Entrevista:O Estado inteligente

quinta-feira, agosto 31, 2006

Celso Ming - Parcimônia adiada




O Estado de S. Paulo
31/8/2006

Ocorte de 0,5 ponto porcentual nos juros básicos, que agora estão a 14,25% ao ano, adiou a série da parcimônia que o Banco Central vinha anunciando desde maio.
De setembro do ano passado até agora, o Banco Central cortou os juros em 5,50 pontos porcentuais, o que não é pouco para os padrões brasileiros.
São os juros mais baixos dos últimos 31 anos. Mesmo com mais essa tesourada, o Brasil segue entre os campeões mundiais na matéria.
A maioria dos especialistas vinha apostando em que o corte seria menor porque se apegou à idéia de que o Banco Central optaria por não provocar surpresas.
Há três anos, a autoridade monetária dá especial importância à tarefa de assegurar sintonia com o mercado.
A menos que surjam imprevistos que exijam reação rápida, esta diretoria do Banco Central parece mesmo preferir antecipar seus movimentos, cuidar de que os agentes econômicos se preparem no tempo certo para a mudança de ritmo da música e, em seguida, cumprir a tarefa sugerida a fazer um movimento mais brusco.
Esta prática de seguir o préanunciado é também um jeito de lidar com a aflição natural que se acumula a cada alteração do preço do dinheiro.

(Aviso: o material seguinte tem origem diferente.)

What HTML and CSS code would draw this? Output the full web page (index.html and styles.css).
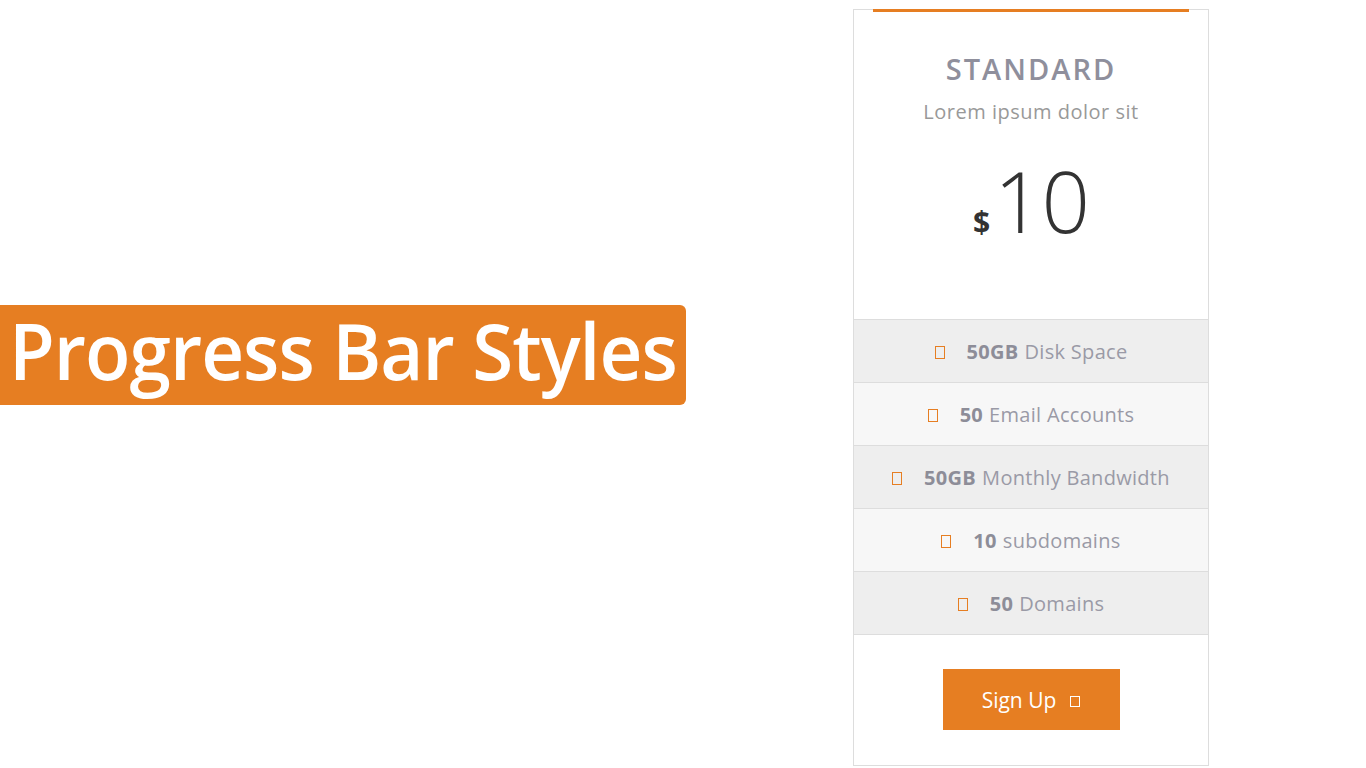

Há alguns meses, a ansiedade que precedia as reuniões era tanta que deram a esse estado geral dos espíritos o apelido de TPC - Tensão pré-Copom.
Hoje, quase ninguém se lembra disso. Enfim, o Banco Central parece entender que, do ponto de vista da eficácia da política monetária, é mais importante garantir a orquestração das expectativas do que acertar em cheio na dose mais adequada dos juros.
A ata desta reunião, a ser divulgada na sexta-feira da próxima semana, deverá explicar as razões mais importantes que levaram o Banco Central a manter o corte de 0,5 ponto porcentual. Alguma indicação disso já foi adiantada no comunicado oficial divulgado logo após o término da reunião de ontem. E dá para saber quais foram as outras.
Aqui dentro, temos dois dados novos. O primeiro é o de que a expectativa de inflação para este ano caiu mais e está abaixo dos 3,7%, para a meta de inflação de 4,5%, o que vinha pedindo mais folga nos juros. O segundo é o de que toda a economia passou a trabalhar com avanço do PIB mais baixo do que os 4,0% projetados pelo governo. Uma atividade econômica mais fraca reduz os riscos de que ocorra inflação de demanda, situação que poderia exigir contra-ataque dos juros.
Na área externa, o maior risco para a política antiinflacionária do Brasil vinha da alta dos preços do petróleo e da idéia de que a inflação americana exigisse novo choque de juros. Se isso se confirmasse, seria inevitável a brusca revirada nas cotações do dólar no mercado internacional e também no câmbio interno, fator que tenderia a descarregar mais inflação na economia brasileira.
Mas também aí houve virada.
A atividade produtiva nos Estados Unidos está em desaceleração. O temor da hora é o de que se desencadeie uma recessão e não novo galope do consumo. É por isso que os preços do petróleo estão recuando acentuadamente. O West Texas Intermediate, tipo de referência negociado no mercado de Nova York, há apenas 54 dias atingiu o recorde de US$ 78,40 por barril de 159 litros. Ontem, chegou a ser negociado abaixo dos US$ 69.
A queda das cotações do petróleo reduz o reajuste dos preços internos dos derivados esperado para depois das eleições. E, se esses preços subirem menos do que se previa, a economia tenderá a produzir menos inflação nos primeiros meses de 2007.
Pode-se argumentar que o Banco Central não fixa os juros com base na inflação passada ou com a que pode acontecer ainda neste ano. Porque a política monetária tem lá seu tempo de ação e reação (que leva cerca de seis meses), o Copom tem de atuar de olho em meados de 2007, ano para o qual a meta de inflação também é de 4,5%. Mas nada se vê na cabeceira dos rios que possa produzir enchente mais abaixo. E devem ter sido esses os fatores que determinaram a decisão unânime ontem tomada.
Alguém ainda vai perguntar se o Banco Central não olhou também para as eleições e, nesse caso, estaria ajudando a criar mais confiança. Cá entre nós, do ponto de vista do candidato Lula, o Banco Central já fez muito ao garantir todo esse tombo da inflação.